>> START Data for this task
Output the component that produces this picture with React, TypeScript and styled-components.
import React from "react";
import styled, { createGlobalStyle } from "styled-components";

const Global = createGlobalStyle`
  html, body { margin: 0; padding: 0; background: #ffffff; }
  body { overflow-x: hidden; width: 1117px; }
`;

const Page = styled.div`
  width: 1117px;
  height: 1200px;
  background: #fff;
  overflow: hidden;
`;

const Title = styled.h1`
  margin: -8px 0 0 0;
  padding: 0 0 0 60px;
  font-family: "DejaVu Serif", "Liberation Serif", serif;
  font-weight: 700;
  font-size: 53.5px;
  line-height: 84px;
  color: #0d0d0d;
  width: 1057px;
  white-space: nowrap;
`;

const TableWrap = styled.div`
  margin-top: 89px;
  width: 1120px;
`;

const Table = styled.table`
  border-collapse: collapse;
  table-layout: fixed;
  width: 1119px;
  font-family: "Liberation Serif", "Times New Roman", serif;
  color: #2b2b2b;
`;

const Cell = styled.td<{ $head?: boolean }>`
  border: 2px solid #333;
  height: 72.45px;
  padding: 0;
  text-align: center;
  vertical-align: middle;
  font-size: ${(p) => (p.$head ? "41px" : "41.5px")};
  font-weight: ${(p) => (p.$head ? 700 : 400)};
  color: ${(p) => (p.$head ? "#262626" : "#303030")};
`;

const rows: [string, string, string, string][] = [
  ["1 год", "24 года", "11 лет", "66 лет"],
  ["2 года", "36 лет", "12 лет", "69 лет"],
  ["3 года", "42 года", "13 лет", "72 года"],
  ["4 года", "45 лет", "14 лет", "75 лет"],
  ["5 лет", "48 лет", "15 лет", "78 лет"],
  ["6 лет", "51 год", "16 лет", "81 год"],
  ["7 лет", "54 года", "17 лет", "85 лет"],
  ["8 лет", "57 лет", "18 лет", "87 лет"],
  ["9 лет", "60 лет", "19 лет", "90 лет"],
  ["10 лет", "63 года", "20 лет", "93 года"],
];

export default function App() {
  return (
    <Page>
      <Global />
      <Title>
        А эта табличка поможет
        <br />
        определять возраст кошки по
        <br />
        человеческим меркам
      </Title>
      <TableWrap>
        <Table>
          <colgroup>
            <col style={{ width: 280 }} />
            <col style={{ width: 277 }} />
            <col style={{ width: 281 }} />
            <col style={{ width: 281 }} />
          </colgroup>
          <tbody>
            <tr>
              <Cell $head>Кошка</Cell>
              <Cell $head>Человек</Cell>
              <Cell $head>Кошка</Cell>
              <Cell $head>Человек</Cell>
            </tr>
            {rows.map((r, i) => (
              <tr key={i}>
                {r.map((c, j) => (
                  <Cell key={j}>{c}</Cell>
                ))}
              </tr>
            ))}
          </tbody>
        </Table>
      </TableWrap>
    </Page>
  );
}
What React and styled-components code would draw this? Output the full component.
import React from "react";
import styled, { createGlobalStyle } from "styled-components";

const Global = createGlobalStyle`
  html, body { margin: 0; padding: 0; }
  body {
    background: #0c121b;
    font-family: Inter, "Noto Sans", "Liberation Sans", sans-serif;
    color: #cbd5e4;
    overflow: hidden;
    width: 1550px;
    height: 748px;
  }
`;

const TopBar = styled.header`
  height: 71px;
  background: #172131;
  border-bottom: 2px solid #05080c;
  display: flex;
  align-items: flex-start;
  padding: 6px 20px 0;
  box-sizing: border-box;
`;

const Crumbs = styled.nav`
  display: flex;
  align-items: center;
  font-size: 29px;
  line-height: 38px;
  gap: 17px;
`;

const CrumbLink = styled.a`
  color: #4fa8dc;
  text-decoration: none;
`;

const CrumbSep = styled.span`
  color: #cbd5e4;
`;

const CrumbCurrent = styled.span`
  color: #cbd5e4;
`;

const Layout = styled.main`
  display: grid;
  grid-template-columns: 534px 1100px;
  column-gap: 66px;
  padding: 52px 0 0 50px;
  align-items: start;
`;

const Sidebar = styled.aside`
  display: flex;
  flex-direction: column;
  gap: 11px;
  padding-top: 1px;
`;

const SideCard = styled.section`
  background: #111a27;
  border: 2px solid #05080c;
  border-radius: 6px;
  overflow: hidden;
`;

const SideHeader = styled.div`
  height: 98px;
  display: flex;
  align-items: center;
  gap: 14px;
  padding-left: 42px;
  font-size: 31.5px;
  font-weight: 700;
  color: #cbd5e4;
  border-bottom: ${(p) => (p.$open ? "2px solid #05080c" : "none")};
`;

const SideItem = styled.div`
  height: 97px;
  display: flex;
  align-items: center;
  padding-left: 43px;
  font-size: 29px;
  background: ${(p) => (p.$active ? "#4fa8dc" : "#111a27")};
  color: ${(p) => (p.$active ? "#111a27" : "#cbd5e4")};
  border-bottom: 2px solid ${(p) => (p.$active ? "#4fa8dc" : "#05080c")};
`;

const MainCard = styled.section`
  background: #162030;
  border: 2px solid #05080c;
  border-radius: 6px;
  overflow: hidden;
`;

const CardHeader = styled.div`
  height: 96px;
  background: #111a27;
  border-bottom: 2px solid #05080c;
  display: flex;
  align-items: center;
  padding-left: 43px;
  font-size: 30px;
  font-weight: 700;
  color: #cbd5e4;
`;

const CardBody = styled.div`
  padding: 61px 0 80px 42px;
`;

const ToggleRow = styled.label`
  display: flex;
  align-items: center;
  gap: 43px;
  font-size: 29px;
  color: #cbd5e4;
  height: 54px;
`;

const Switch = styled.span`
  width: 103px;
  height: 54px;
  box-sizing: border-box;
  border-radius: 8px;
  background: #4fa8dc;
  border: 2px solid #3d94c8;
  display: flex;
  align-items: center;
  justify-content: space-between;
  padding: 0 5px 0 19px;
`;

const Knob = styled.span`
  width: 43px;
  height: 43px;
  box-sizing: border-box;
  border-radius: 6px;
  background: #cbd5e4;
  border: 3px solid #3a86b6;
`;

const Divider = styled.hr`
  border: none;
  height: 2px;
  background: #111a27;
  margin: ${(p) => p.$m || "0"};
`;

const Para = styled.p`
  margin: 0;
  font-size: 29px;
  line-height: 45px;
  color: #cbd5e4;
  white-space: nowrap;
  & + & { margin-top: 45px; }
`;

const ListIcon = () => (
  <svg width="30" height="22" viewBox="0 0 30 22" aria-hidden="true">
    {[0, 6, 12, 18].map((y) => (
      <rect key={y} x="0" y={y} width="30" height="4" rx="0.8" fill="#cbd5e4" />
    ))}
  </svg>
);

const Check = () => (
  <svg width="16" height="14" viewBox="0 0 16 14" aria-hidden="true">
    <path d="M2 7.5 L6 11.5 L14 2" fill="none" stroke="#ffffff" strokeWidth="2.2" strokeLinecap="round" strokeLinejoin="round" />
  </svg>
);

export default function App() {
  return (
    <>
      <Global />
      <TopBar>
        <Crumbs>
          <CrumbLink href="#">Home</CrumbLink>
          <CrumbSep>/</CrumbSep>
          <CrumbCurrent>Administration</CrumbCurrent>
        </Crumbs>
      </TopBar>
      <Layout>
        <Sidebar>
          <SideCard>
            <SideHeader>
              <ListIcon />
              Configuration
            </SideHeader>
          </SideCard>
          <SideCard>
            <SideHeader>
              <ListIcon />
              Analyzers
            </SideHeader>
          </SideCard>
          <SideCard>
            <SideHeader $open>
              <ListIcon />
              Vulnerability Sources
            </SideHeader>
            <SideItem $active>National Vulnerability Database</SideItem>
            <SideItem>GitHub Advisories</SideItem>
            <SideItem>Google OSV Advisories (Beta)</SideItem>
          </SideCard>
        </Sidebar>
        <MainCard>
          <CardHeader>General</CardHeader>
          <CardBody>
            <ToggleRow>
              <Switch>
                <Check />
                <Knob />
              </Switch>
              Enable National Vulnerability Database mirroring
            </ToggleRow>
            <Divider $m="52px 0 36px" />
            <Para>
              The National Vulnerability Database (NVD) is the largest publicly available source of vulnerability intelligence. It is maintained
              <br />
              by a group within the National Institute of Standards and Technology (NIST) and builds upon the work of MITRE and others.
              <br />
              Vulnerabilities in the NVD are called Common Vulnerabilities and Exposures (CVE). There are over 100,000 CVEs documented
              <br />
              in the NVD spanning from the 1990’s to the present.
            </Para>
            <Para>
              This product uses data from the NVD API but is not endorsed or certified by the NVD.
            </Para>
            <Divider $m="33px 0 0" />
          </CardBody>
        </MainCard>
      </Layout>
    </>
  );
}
>> END Data for this task
• [What to work on]: Return all lines containing the word "React".

• [Task solution]:
Output the component that produces this picture with React, TypeScript and styled-components.
import React from "react";
What React and styled-components code would draw this? Output the full component.
import React from "react";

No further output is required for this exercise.